Convolutional operators in the time-frequency domain. Applications to audio classification and te

Seminar: 
Applied Mathematics/Analysis Seminar
Event time: 
Monday, November 13, 2017 - 3:50pm to 5:00pm
Location: 
LOM 206
Speaker: 
Vincent Lostanlen
Speaker affiliation: 
NYU
Event description: 

Audio classification is the problem of automatically retrieving the source of a sound according to a predefined taxonomy. In this talk, I will address the design of signal representations which satisfy appropriate invariants while preserving inter-class variability. First, I will present time-frequency scattering, a deep wavelet-based operator which extracts modulations at various scales and rates in a similar way to idealized models of spectrotemporal receptive fields in auditory neuroscience. Secondly, I will introduce spiral scattering, an improvement over time-frequency scattering which follows the geometry of the musical spiral of pitches, making one full turn at every octave. Unlike time-frequency scattering, spiral scattering disentangles and linearizes variations in both pitch and spectral envelope through time. I give applications of these methods to the audio classification of urban sounds and musical instruments, and draw a comparison with deep convolutional neural networks in the time-frequency domain.
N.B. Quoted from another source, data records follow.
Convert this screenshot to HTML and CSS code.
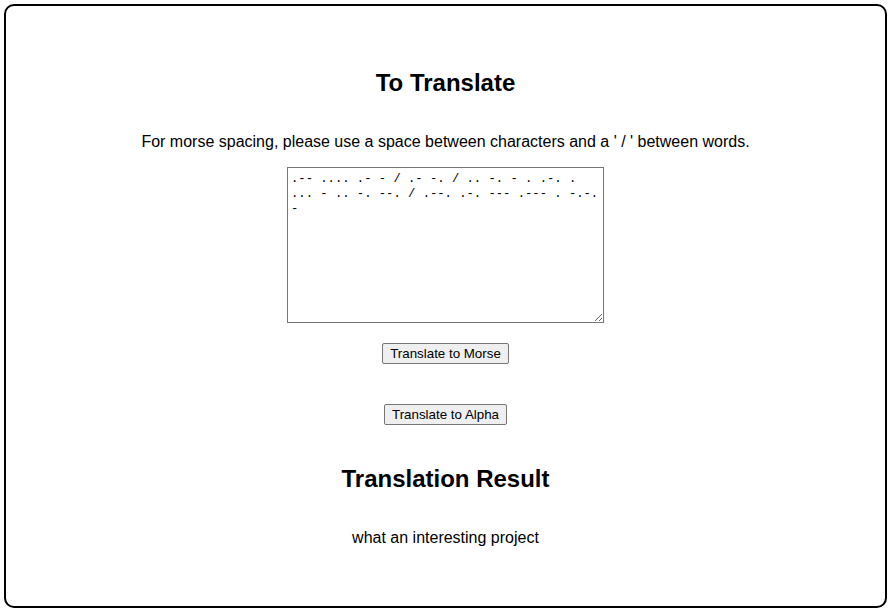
FILE: index.html
```html
<!DOCTYPE html>
<html>
<head>
<meta charset="utf-8">
<link rel="stylesheet" href="styles.css">
</head>
<body>
<main class="card">
  <h2 class="title">To Translate</h2>
  <p class="hint">For morse spacing, please use a space between characters and a ' / ' between words.</p>
  <textarea class="input">.-- .... .- - / .- -. / .. -. - . .-. . ... - .. -. --. / .--. .-. --- .--- . -.-. -</textarea>
  <button class="btn btn-morse">Translate to Morse</button>
  <button class="btn btn-alpha">Translate to Alpha</button>
  <h2 class="title result-title">Translation Result</h2>
  <p class="result">what an interesting project</p>
</main>
</body>
</html>
```
FILE: styles.css
```css
html, body {
  margin: 0;
  padding: 0;
  background: #ffffff;
}
body {
  font-family: "Liberation Sans", Arial, sans-serif;
  color: #000;
}
.card {
  box-sizing: border-box;
  margin: 4px;
  width: 883px;
  height: 604px;
  border: 2px solid #000;
  border-radius: 10px;
  display: flex;
  flex-direction: column;
  align-items: center;
}
.title {
  margin: 63px 0 0;
  font-size: 24px;
  line-height: 28px;
  font-weight: bold;
}
.hint {
  margin: 36px 0 0;
  font-size: 16px;
  line-height: 18px;
}
.input {
  box-sizing: border-box;
  margin: 16px 0 0;
  width: 317px;
  height: 156px;
  padding: 4px 2px 2px 3px;
  border: 1px solid #767676;
  border-radius: 0;
  font-family: "Liberation Mono", "Courier New", monospace;
  font-size: 12.2px;
  line-height: 15px;
  color: #000;
  resize: both;
}
.btn {
  box-sizing: border-box;
  height: 21px;
  padding: 1px 6px;
  border: 1px solid #767676;
  border-radius: 2px;
  background: #efefef;
  font-family: "Liberation Sans", Arial, sans-serif;
  font-size: 13.33px;
  line-height: 15px;
  color: #000;
}
.btn-morse {
  margin: 20px 0 0;
  width: 127px;
}
.btn-alpha {
  margin: 40px 0 0;
  width: 123px;
}
.result-title {
  margin-top: 40px;
}
.result {
  margin: 36px 0 0;
  font-size: 16px;
  line-height: 18px;
}
```
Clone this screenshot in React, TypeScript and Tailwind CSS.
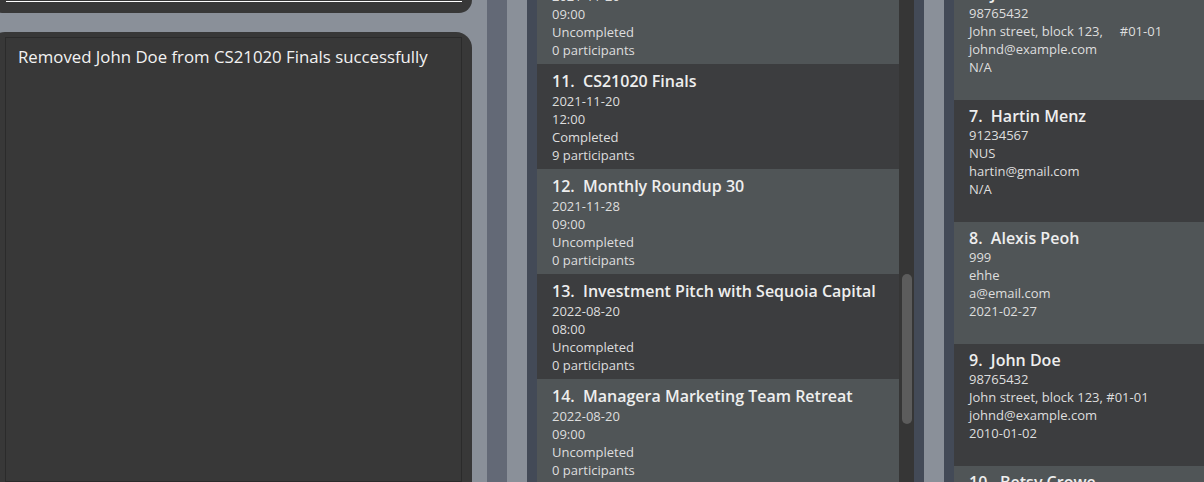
const events = [
  { id: 10, name: 'Weekly Sync', date: '2021-11-20', time: '09:00', status: 'Uncompleted', count: 0 },
  { id: 11, name: 'CS21020 Finals', date: '2021-11-20', time: '12:00', status: 'Completed', count: 9 },
  { id: 12, name: 'Monthly Roundup 30', date: '2021-11-28', time: '09:00', status: 'Uncompleted', count: 0 },
  { id: 13, name: 'Investment Pitch with Sequoia Capital', date: '2022-08-20', time: '08:00', status: 'Uncompleted', count: 0 },
  { id: 14, name: 'Managera Marketing Team Retreat', date: '2022-08-20', time: '09:00', status: 'Uncompleted', count: 0 },
];

const people = [
  { id: 6, name: 'John Doe', phone: '98765432', address: 'John street, block 123,     #01-01', email: 'johnd@example.com', birthday: 'N/A' },
  { id: 7, name: 'Hartin Menz', phone: '91234567', address: 'NUS', email: 'hartin@gmail.com', birthday: 'N/A' },
  { id: 8, name: 'Alexis Peoh', phone: '999', address: 'ehhe', email: 'a@email.com', birthday: '2021-02-27' },
  { id: 9, name: 'John Doe', phone: '98765432', address: 'John street, block 123, #01-01', email: 'johnd@example.com', birthday: '2010-01-02' },
  { id: 10, name: 'Betsy Crowe', phone: '98761234', address: 'Clementi Ave 2', email: 'betsy@example.com', birthday: 'N/A' },
];

function EventCard({ event, index }: { event: (typeof events)[number]; index: number }) {
  const isEven = index % 2 === 0;
  return (
    <div
      className={`h-[105px] shrink-0 pl-[15px] pt-[7px] ${isEven ? 'bg-[#505557]' : 'bg-[#3c3d3f]'}`}
    >
      <p className="whitespace-pre text-[16px] font-semibold leading-[20px] text-[#eeeeee]">
        {`${event.id}.  ${event.name}`}
      </p>
      <div className="mt-[1px] text-[13px] leading-[18px] text-[#dedede]">
        <p>{event.date}</p>
        <p>{event.time}</p>
        <p>{event.status}</p>
        <p>{event.count} participants</p>
      </div>
    </div>
  );
}

function PersonCard({ person, index }: { person: (typeof people)[number]; index: number }) {
  const isEven = index % 2 === 0;
  return (
    <div
      className={`h-[122px] shrink-0 pl-[15px] pt-[6px] ${isEven ? 'bg-[#505557]' : 'bg-[#3c3d3f]'}`}
    >
      <p className="whitespace-pre text-[16px] font-semibold leading-[20px] text-[#eeeeee]">
        {`${person.id}.  ${person.name}`}
      </p>
      <div className="text-[13px] leading-[18px] text-[#dedede]">
        <p>{person.phone}</p>
        <p className="whitespace-pre">{person.address}</p>
        <p>{person.email}</p>
        <p>{person.birthday}</p>
      </div>
    </div>
  );
}

export default function App() {
  return (
    <div className="flex h-[482px] w-[1204px] overflow-hidden bg-[#8a9099] font-['Open_Sans',sans-serif]">
      {/* command + result pane */}
      <div className="flex w-[487px] shrink-0 flex-col pr-[15px]">
        <div className="-ml-[11px] h-[13px] shrink-0 rounded-b-[16px] bg-[#383838] pl-[17px] pr-[10px] pt-[1px]">
          <div className="h-px bg-white" />
        </div>
        <div className="-ml-[11px] mt-[19px] flex flex-1 flex-col rounded-t-[16px] bg-[#383838] pl-[16px] pr-[10px] pt-[5px]">
          <div className="flex-1 border border-[#2b2b2b] px-[12px] pt-[9px]">
            <p className="text-[16.8px] leading-[20px] text-[#f2f2f2]">
              Removed John Doe from CS21020 Finals successfully
            </p>
          </div>
        </div>
      </div>

      {/* splitter */}
      <div className="w-[20px] shrink-0 bg-[#636976]" />

      {/* event list */}
      <div className="flex shrink-0 px-[20px]">
        <div className="flex bg-[#434a57] px-[10px]">
          <div className="w-[362px] overflow-hidden">
            <div className="-mt-[41px] flex flex-col">
              {events.map((event, index) => (
                <EventCard key={event.id} event={event} index={index} />
              ))}
            </div>
          </div>
          <div className="w-[15px] bg-[#363636] pl-[3px] pt-[274px]">
            <div className="h-[150px] w-[10px] rounded-[5px] bg-[#5c5c5c]" />
          </div>
        </div>
      </div>

      {/* person list */}
      <div className="flex flex-1 bg-[#434a57] pl-[10px]">
        <div className="flex-1 overflow-hidden">
          <div className="-mt-[22px] flex flex-col">
            {people.map((person, index) => (
              <PersonCard key={person.id + person.name} person={person} index={index} />
            ))}
          </div>
        </div>
      </div>
    </div>
  );
}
In addition, these representations can be used as summary statistics for audio texture synthesis. Unlike purely temporal methods, time-frequency scattering and spiral scattering are able to capture the coherence of spectrotemporal patterns, such as those arising in bioacoustics or speech, up to a scale of about 500 ms. Based on this analysis-synthesis framework, I have undertaken a collaboration with composer Florian Hecker, which has led to the creation of five computer music pieces.